The past few days have been about celebration and looking forward. Of course the weather was overcast and the sun only came out as we headed towards the Maine bridge from outlet land this morning (isn't that always the way?). This didn't really matter–we still had a full day of cliff walks and beach treks and lobster rolls and naps and even a waiter who was born and raised in the town my daughter was and the town that was home to me and my mother for so many years. Small world, isn't it? It rained hard last night and that helped us all to sleep soundly.


Our beach visits were more November-ish than June but still lovely.

Barbara Kingsolver wrote in her essay, Letter to a Daughter at Thirteen:
...the minute you were born I looked at your hungry, squinched little face and I got it: We do this thing one minute at a time.
She continues a few pages later:
People say it's because parents love their kids so much that they want to tell them how to live. But I'm afraid that's only half love, and the other half selfishness. Kids who turn out like their parents kind of validate their world.

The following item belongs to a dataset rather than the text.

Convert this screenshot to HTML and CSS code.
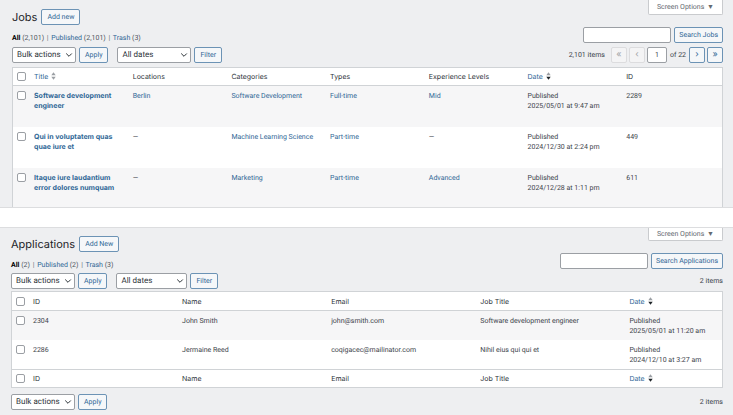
FILE: index.html
```html
<!DOCTYPE html>
<html lang="en">
<head>
    <meta charset="UTF-8">
    <meta name="viewport" content="width=device-width, initial-scale=1.0">
    <title>Jobs and Applications</title>
    <link rel="stylesheet" href="styles.css">
</head>
<body>
    <svg class="sprite" aria-hidden="true">
        <symbol id="chevron" viewBox="0 0 8 8"><path d="M1.2 2.5 4 5.3 6.8 2.5" fill="none" stroke="currentColor" stroke-width="1"/></symbol>
        <symbol id="sort-up" viewBox="0 0 5 8"><path d="M0.3 3.3 2.5 0.3 4.7 3.3z"/></symbol>
        <symbol id="sort-down" viewBox="0 0 5 8"><path d="M0.3 4.7 2.5 7.7 4.7 4.7z"/></symbol>
    </svg>

    <section class="panel jobs">
        <header class="panel-head">
            <div class="head-left">
                <div class="title-row">
                    <h1>Jobs</h1>
                    <a href="#" class="btn">Add new</a>
                </div>
                <nav class="views">
                    <a href="#" class="current">All <span>(2,101)</span></a> <i>|</i>
                    <a href="#">Published <span>(2,101)</span></a> <i>|</i>
                    <a href="#">Trash <span>(3)</span></a>
                </nav>
            </div>
            <div class="head-right">
                <button type="button" class="screen-options">Screen Options <span>▼</span></button>
                <form class="search">
                    <input type="search" class="field" aria-label="Search Jobs">
                    <button type="button" class="btn">Search Jobs</button>
                </form>
            </div>
        </header>

        <div class="tablenav">
            <div class="select bulk">
                <select aria-label="Bulk actions"><option>Bulk actions</option></select>
                <svg><use href="#chevron"/></svg>
            </div>
            <button type="button" class="btn">Apply</button>
            <div class="select dates">
                <select aria-label="Filter by date"><option>All dates</option></select>
                <svg><use href="#chevron"/></svg>
            </div>
            <button type="button" class="btn">Filter</button>
            <div class="pages">
                <span class="count">2,101 items</span>
                <button type="button" class="btn" disabled aria-label="First page">«</button>
                <button type="button" class="btn" disabled aria-label="Previous page">‹</button>
                <input type="text" class="field page" value="1" aria-label="Current page">
                <span class="total">of 22</span>
                <button type="button" class="btn" aria-label="Next page">›</button>
                <button type="button" class="btn" aria-label="Last page">»</button>
            </div>
        </div>

        <table class="list">
            <thead>
                <tr>
                    <th class="check"><input type="checkbox" aria-label="Select all"></th>
                    <th><a href="#">Title <svg class="sort"><use href="#sort-up"/><use href="#sort-down"/></svg></a></th>
                    <th>Locations</th>
                    <th>Categories</th>
                    <th>Types</th>
                    <th>Experience Levels</th>
                    <th><a href="#">Date <svg class="sort desc"><use href="#sort-up"/><use href="#sort-down"/></svg></a></th>
                    <th>ID</th>
                </tr>
            </thead>
            <tbody>
                <tr>
                    <td class="check"><input type="checkbox" aria-label="Select Software development engineer"></td>
                    <td><a href="#" class="row-title">Software development engineer</a></td>
                    <td><a href="#">Berlin</a></td>
                    <td><a href="#">Software Development</a></td>
                    <td><a href="#">Full-time</a></td>
                    <td><a href="#">Mid</a></td>
                    <td>Published<br>2025/05/01 at 9:47 am</td>
                    <td>2289</td>
                </tr>
                <tr>
                    <td class="check"><input type="checkbox" aria-label="Select Qui in voluptatem quas quae iure et"></td>
                    <td><a href="#" class="row-title">Qui in voluptatem quas quae iure et</a></td>
                    <td>—</td>
                    <td><a href="#">Machine Learning Science</a></td>
                    <td><a href="#">Part-time</a></td>
                    <td>—</td>
                    <td>Published<br>2024/12/30 at 2:24 pm</td>
                    <td>449</td>
                </tr>
                <tr>
                    <td class="check"><input type="checkbox" aria-label="Select Itaque iure laudantium error dolores numquam"></td>
                    <td><a href="#" class="row-title">Itaque iure laudantium error dolores numquam</a></td>
                    <td>—</td>
                    <td><a href="#">Marketing</a></td>
                    <td><a href="#">Part-time</a></td>
                    <td><a href="#">Advanced</a></td>
                    <td>Published<br>2024/12/28 at 1:11 pm</td>
                    <td>611</td>
                </tr>
            </tbody>
        </table>
    </section>

    <section class="panel applications">
        <header class="panel-head">
            <div class="head-left">
                <div class="title-row">
                    <h1>Applications</h1>
                    <a href="#" class="btn">Add New</a>
                </div>
                <nav class="views">
                    <a href="#" class="current">All <span>(2)</span></a> <i>|</i>
                    <a href="#">Published <span>(2)</span></a> <i>|</i>
                    <a href="#">Trash <span>(3)</span></a>
                </nav>
            </div>
            <div class="head-right">
                <button type="button" class="screen-options">Screen Options <span>▼</span></button>
                <form class="search">
                    <input type="search" class="field" aria-label="Search Applications">
                    <button type="button" class="btn">Search Applications</button>
                </form>
            </div>
        </header>

        <div class="tablenav">
            <div class="select bulk">
                <select aria-label="Bulk actions"><option>Bulk actions</option></select>
                <svg><use href="#chevron"/></svg>
            </div>
            <button type="button" class="btn">Apply</button>
            <div class="select dates">
                <select aria-label="Filter by date"><option>All dates</option></select>
                <svg><use href="#chevron"/></svg>
            </div>
            <button type="button" class="btn">Filter</button>
            <div class="pages">2 items</div>
        </div>

        <table class="list">
            <thead>
                <tr>
                    <th class="check"><input type="checkbox" aria-label="Select all"></th>
                    <th>ID</th>
                    <th>Name</th>
                    <th>Email</th>
                    <th>Job Title</th>
                    <th class="date"><a href="#">Date <svg class="sort desc"><use href="#sort-up"/><use href="#sort-down"/></svg></a></th>
                </tr>
            </thead>
            <tbody>
                <tr>
                    <td class="check"><input type="checkbox" aria-label="Select 2304"></td>
                    <td>2304</td>
                    <td>John Smith</td>
                    <td>john@smith.com</td>
                    <td>Software development engineer</td>
                    <td>Published<br>2025/05/01 at 11:20 am</td>
                </tr>
                <tr>
                    <td class="check"><input type="checkbox" aria-label="Select 2286"></td>
                    <td>2286</td>
                    <td>Jermaine Reed</td>
                    <td>coqigacec@mailinator.com</td>
                    <td>Nihil eius qui qui et</td>
                    <td>Published<br>2024/12/10 at 3:27 am</td>
                </tr>
            </tbody>
            <tfoot>
                <tr>
                    <th class="check"><input type="checkbox" aria-label="Select all"></th>
                    <th>ID</th>
                    <th>Name</th>
                    <th>Email</th>
                    <th>Job Title</th>
                    <th><a href="#">Date <svg class="sort desc"><use href="#sort-up"/><use href="#sort-down"/></svg></a></th>
                </tr>
            </tfoot>
        </table>

        <div class="tablenav bottom">
            <div class="select bulk">
                <select aria-label="Bulk actions"><option>Bulk actions</option></select>
                <svg><use href="#chevron"/></svg>
            </div>
            <button type="button" class="btn">Apply</button>
            <div class="pages">2 items</div>
        </div>
    </section>
</body>
</html>
```
FILE: styles.css
```css
* {
    box-sizing: border-box;
}
body {
    margin: 0;
    background: #fff;
    color: #3c434a;
    font: 7px/10px Roboto, "Liberation Sans", sans-serif;
    text-rendering: geometricPrecision;
}
a {
    color: #2f6796;
    text-decoration: none;
}
button, input, select {
    margin: 0;
    font: inherit;
    color: inherit;
    text-rendering: inherit;
}
.sprite {
    position: absolute;
    width: 0;
    height: 0;
}
.panel {
    padding: 0 10px 0 11px;
    background: #eeeff1;
}
.jobs {
    padding-left: 12px;
    border-bottom: 1px solid #dcdddf;
    margin-bottom: 19px;
}
.applications {
    border-top: 1px solid #dcdddf;
    padding-bottom: 6px;
}
.panel-head {
    display: flex;
    justify-content: space-between;
}
.head-left {
    padding-top: 9px;
}
.applications .head-left {
    padding-top: 8px;
}
.title-row {
    display: flex;
    align-items: center;
    gap: 4px;
}
h1 {
    margin: 0;
    font-family: Inter, "Liberation Sans", sans-serif;
    font-size: 11px;
    line-height: 16px;
    font-weight: 400;
    color: #1d2327;
}
.views {
    margin-top: 8px;
    color: #646970;
}
.views span {
    color: #50575e;
}
.views i {
    font-style: normal;
    margin: 0 1px;
}
.views .current {
    color: #000;
    font-weight: 700;
}
.views .current span {
    font-weight: 400;
}
.head-right {
    display: flex;
    flex-direction: column;
    align-items: flex-end;
    gap: 12px;
}
.screen-options {
    height: 15px;
    padding: 0 8px;
    background: #fff;
    border: 1px solid #c9cbce;
    border-top: 0;
    border-radius: 0 0 2px 2px;
    color: #646970;
}
.applications .screen-options {
    height: 13px;
}
.screen-options span {
    margin-left: 1px;
}
.search {
    display: flex;
    gap: 3px;
}
.field {
    width: 88px;
    height: 16px;
    padding: 0 4px;
    border: 1px solid #9b9fa4;
    border-radius: 2px;
    background: #fff;
    appearance: none;
}
.btn {
    display: inline-block;
    height: 16px;
    padding: 0 5px;
    border: 1px solid #6c93b5;
    border-radius: 2px;
    background: #f5f7f9;
    color: #2f6796;
    line-height: 14px;
    white-space: nowrap;
}
.search .btn {
    padding: 0 4px;
}
.tablenav {
    display: flex;
    align-items: center;
    gap: 3px;
    margin: 4px 0;
}
.applications .tablenav {
    margin: 3px 0 2px;
}
.applications .bottom {
    margin: 6px 0 0;
}
.select {
    position: relative;
    color: #2c3338;
}
.select select {
    display: block;
    width: 100%;
    height: 16px;
    padding: 0 4px;
    font-size: 8px;
    border: 1px solid #9b9fa4;
    border-radius: 2px;
    background: #fff;
    appearance: none;
}
.select svg {
    position: absolute;
    right: 3px;
    top: 4px;
    width: 8px;
    height: 8px;
    pointer-events: none;
}
.bulk {
    width: 64px;
}
.dates {
    width: 74px;
    margin-left: 6px;
}
.applications .dates {
    width: 71px;
}
.pages {
    display: flex;
    align-items: center;
    gap: 2px;
    margin-left: auto;
}
.pages .btn {
    width: 16px;
    padding: 0;
    text-align: center;
    font-family: Inter, "Liberation Sans", sans-serif;
    font-size: 9px;
}
.pages .btn:disabled {
    border-color: #dcdcde;
    background: #f4f4f5;
    color: #a0a2a5;
}
.count {
    margin-right: 4px;
}
.page {
    width: 20px;
    text-align: center;
}
.total {
    margin: 0 1px;
}
.list {
    width: 100%;
    border: 1px solid #d0d3d6;
    border-collapse: separate;
    border-spacing: 0;
    table-layout: fixed;
    background: #fff;
}
.jobs .list {
    border-bottom: 0;
}
th, td {
    text-align: left;
    vertical-align: top;
    font-weight: 400;
}
th {
    padding: 4px 3px;
    color: #2c3338;
    border-bottom: 1px solid #d0d3d6;
    font-family: Inter, "Liberation Sans", sans-serif;
    line-height: 9px;
}
.applications th {
    width: 21%;
    padding-top: 5px;
}
.applications .date {
    width: auto;
}
.applications tfoot th {
    padding: 4px 3px;
    border-top: 1px solid #d0d3d6;
    border-bottom: 0;
}
td {
    height: 29px;
    padding: 5px 3px 4px;
}
.jobs td {
    height: 41px;
}
.jobs tr:last-child td {
    height: 39px;
}
tbody tr:nth-child(odd) {
    background: #f6f6f7;
}
.list .check {
    width: 18px;
    padding-left: 4px;
}
.check input {
    display: block;
    width: 9px;
    height: 9px;
    margin: 0;
    border: 1px solid #9b9fa4;
    border-radius: 2px;
    background: #fff;
    appearance: none;
}
.row-title {
    font-family: Inter, "Liberation Sans", sans-serif;
    font-weight: 700;
}
.sort {
    width: 5px;
    height: 8px;
    margin-left: 1px;
    vertical-align: -1px;
    fill: #9b9fa4;
}
.sort.desc use:last-child {
    fill: #1d2327;
}
```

That was my first real lesson as a mother–realizing that you could be different from me, and it wouldn't make me less of a person.
I'm still learning that lesson.


Who is this middle-aged woman and what does she want? Is she mother, daughter, wife, friend, writer–what else?


Last night as my daughter slumbered down one hall of the rambling old York Harbor Inn (in the "Yorkshire" room, something out of Alice in Wonderland) and my mother down another, I dreamt of our past life in a farmhouse that was once home to all of us. I remembered her delighted response to her first taste of ice cream that she had on my mother's 50th birthday, her first bicycle, her first day of school, her first time away at camp, when she first held her brothers and her puppy, Lucy, and somehow the rest just seems a blur. It all goes so quickly: "Do any human beings ever realize life while they live it– every, every minute?" [Emily in Our Town].


After Addie was born my doula and family friend said, "Now begins the process of letting go...from here it's a series of goodbyes. When children are born into the world they are no longer really ours." It's still a process for me but a necessary one. I told my daughter she is doing what I dared not do and didn't really do until I was 45: completely leave home and never look back (well, almost).


Mom and me • York Beach, Maine • June 12, 2009

I am a week into my solo New England journey and as I embraced my daughter and my mother, I ached for my boys. I will return to them next week, just before Father's Day, and hug the daylights out of them and I hereby promise to savor every single day of their next 10 and 12 years before they, too, are 21.


Addie and Mom • June 11, 2009

So, a happiest of birthdays to my dear daughter – happy day, happy year, happy life. I wish you one filled with joy, necessary sorrow and everything in between–I am a thought or a call or an email and letter away. And to my mother, at the start of her eighth decade, here's to more of the same in your life, too. And thank you both, immeasurably, for being in mine. I love you.





POSTSCRIPT–Just now as I was finishing this blog I heard a rustle outside and looked out the large windows of the old schoolroom in the house where I am staying, sensing something watching me. It was the doe that had walked out in front of my car a few hours ago, just up from the driveway of the house by an abandoned stone church. I quietly went out on the back porch and we watched each other for a few minutes, mere feet apart, before she heard another car on the road, snorted and turned into the woods. My mother and I have always said that deer came to the farm during times of great change or to honor an event. Throughout this birthday-even while I have been writing, the doe has returned several times to graze, right out the windows, only to leave again.

1 comment:

Catherine said...

As i am reading your blog "Sideways" by Citizen Cope is flowing through my ears. The perfect song for a "bittersweet" blog.

"You know it ain't easy
For these thoughts here to leave me
There's no words to describe it
In French or in English
Well, diamonds they fade
And flowers they bloom
And I'm telling you
These feelings won't go away
They've been knockin' me sideways
I keep thinking in a moment that
Time will take them away
But these feelings won't go away"

Thank you for a wonderful few days away from my busy and new life. I am always here, and always thinking of you Mom, even if i may not be 'there.' You have been such an incredible presence in my life. I know it has not been easy, but i could not have asked for a better woman to call my mother. You are beautiful, talented, brilliant, and nurturing. You embody what i may never be on so many levels. But i hope that one day when i choose to be a mother and a wife that i may be even a glimmer of what you were (are) as a woman. I love you and i thank you for giving me life.